__To do__
Using the listing below, extract each line that has the word "TypeScript" in it.

__Given data__
>> begin

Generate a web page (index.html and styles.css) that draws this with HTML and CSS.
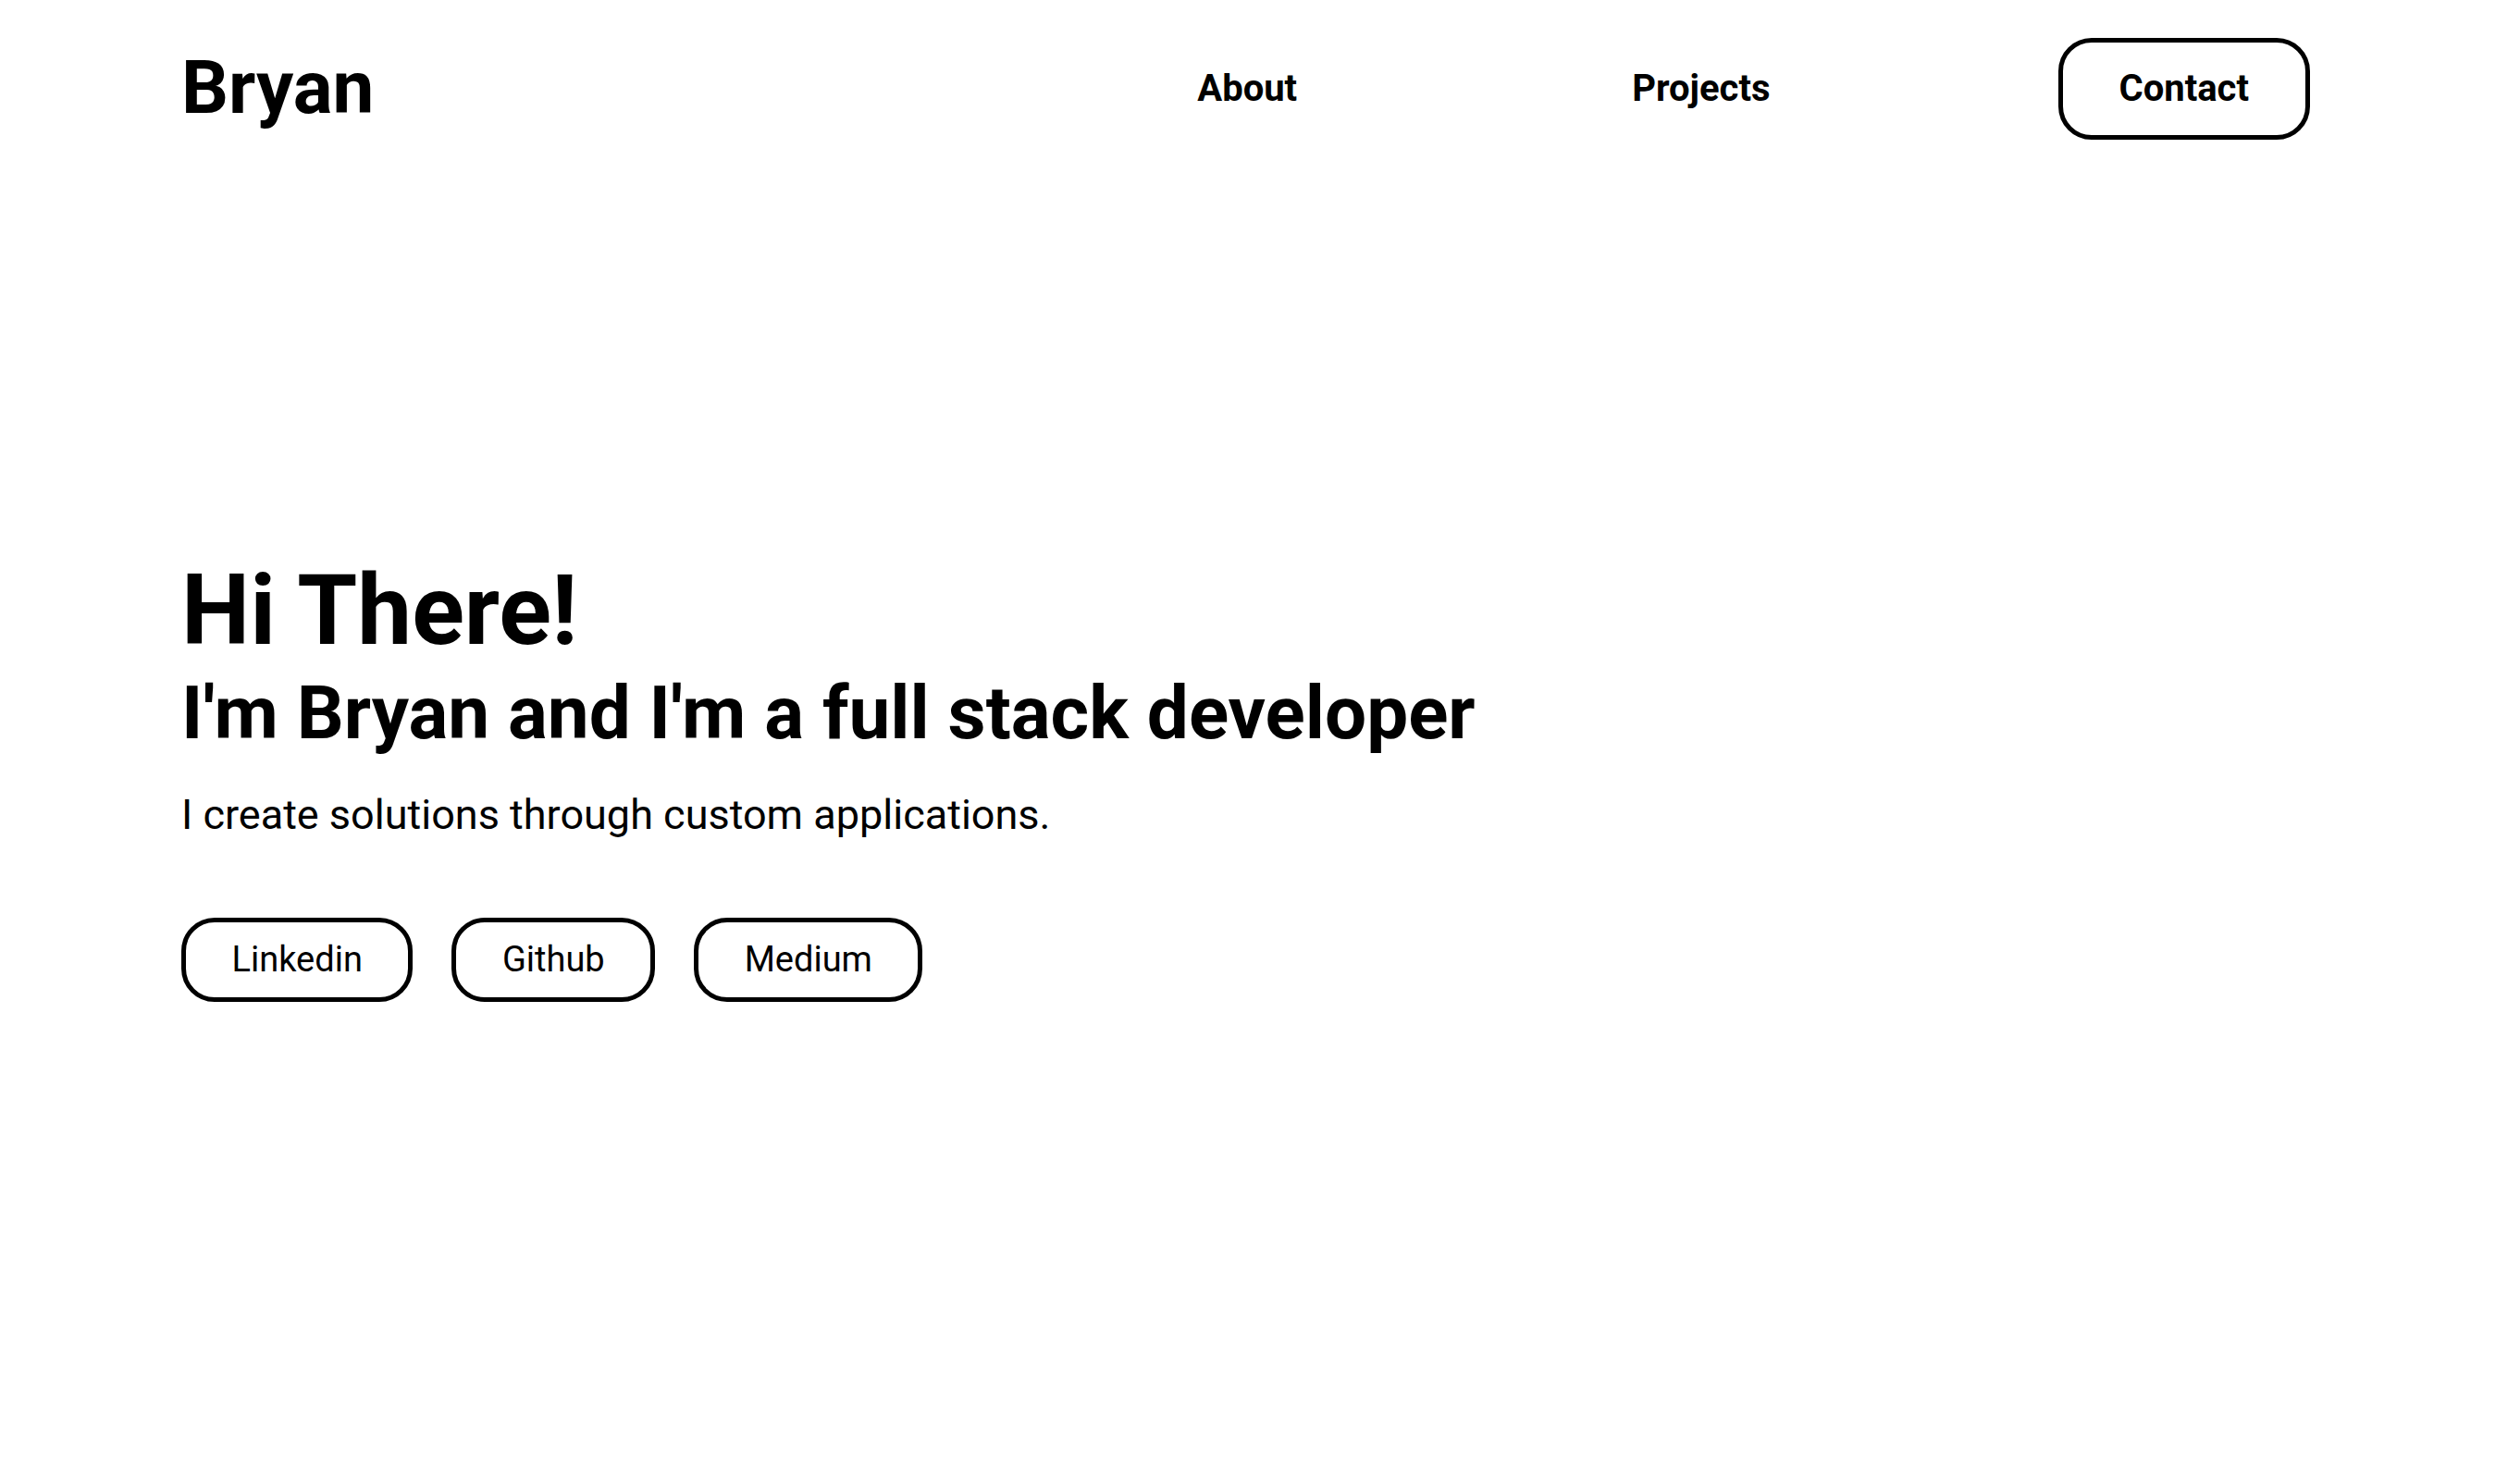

>> end
>> begin

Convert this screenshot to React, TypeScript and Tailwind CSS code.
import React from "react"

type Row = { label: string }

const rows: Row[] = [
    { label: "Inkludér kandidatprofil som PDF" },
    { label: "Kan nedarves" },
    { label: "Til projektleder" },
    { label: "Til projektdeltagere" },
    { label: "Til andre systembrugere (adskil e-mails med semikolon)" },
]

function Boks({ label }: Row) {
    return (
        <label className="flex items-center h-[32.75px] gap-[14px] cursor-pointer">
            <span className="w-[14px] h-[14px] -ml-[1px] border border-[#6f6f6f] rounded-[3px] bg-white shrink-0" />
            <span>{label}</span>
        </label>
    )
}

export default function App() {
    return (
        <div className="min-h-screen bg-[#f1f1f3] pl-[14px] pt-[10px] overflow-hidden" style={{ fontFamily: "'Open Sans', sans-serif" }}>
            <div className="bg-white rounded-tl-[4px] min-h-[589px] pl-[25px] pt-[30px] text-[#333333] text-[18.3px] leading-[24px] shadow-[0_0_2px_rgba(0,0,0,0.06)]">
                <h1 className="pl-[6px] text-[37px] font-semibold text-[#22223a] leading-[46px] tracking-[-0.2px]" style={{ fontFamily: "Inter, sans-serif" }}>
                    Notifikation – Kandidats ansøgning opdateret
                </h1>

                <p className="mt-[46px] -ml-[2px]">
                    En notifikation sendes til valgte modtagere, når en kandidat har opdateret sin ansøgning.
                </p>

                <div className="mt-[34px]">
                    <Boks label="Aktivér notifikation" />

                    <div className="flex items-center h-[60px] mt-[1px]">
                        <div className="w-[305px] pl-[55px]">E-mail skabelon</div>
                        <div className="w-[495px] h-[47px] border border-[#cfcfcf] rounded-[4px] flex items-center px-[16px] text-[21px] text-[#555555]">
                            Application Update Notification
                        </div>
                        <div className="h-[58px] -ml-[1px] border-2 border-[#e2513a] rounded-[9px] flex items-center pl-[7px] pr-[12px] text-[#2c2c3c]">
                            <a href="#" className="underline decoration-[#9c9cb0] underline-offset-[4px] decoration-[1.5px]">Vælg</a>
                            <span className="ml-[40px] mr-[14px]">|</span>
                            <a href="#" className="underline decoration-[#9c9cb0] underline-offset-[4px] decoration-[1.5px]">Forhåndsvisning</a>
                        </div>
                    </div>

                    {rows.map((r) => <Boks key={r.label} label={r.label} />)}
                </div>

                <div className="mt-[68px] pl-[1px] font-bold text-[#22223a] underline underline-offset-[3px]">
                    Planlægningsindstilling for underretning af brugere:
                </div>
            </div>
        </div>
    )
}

>> end
>> begin

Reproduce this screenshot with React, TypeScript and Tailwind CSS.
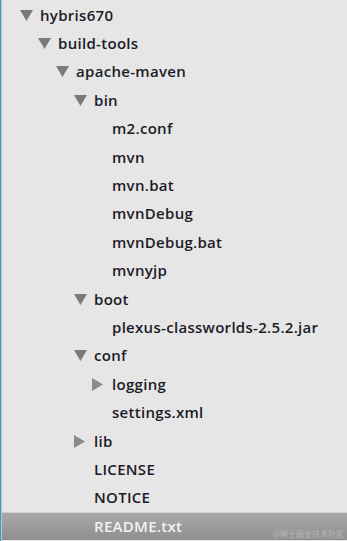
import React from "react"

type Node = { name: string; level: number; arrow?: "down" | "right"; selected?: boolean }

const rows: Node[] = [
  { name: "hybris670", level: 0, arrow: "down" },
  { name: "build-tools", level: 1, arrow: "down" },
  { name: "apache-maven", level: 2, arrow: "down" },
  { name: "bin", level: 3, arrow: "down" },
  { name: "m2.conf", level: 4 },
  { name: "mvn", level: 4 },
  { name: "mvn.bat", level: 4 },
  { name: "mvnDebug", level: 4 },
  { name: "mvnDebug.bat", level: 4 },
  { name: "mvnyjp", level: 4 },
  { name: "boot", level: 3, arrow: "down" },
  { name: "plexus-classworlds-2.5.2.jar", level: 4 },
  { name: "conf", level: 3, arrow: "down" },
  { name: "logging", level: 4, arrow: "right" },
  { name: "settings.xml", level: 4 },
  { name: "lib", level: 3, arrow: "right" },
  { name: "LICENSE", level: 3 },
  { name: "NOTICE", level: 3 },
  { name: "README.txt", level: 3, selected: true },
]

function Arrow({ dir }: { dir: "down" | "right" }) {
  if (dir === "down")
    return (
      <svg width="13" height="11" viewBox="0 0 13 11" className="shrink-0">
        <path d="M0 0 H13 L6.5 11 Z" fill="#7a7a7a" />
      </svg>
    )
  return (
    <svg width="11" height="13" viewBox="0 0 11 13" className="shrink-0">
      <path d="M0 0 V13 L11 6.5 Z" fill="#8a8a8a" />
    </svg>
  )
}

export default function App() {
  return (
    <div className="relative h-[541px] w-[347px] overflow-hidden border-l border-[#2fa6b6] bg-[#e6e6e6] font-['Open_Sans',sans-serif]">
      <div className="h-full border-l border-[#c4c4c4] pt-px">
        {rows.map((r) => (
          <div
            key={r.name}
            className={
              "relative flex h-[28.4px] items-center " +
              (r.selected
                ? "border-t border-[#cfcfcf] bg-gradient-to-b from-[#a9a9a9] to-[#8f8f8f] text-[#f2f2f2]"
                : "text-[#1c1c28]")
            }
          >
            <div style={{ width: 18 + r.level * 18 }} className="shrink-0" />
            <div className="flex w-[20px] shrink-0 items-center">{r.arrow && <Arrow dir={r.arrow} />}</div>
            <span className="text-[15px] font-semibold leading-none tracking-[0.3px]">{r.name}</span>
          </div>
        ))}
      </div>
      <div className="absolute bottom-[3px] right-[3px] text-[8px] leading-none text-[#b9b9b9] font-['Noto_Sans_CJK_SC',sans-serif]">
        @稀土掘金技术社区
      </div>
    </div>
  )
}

>> end

__Exercise output__
Convert this screenshot to React, TypeScript and Tailwind CSS code.
Reproduce this screenshot with React, TypeScript and Tailwind CSS.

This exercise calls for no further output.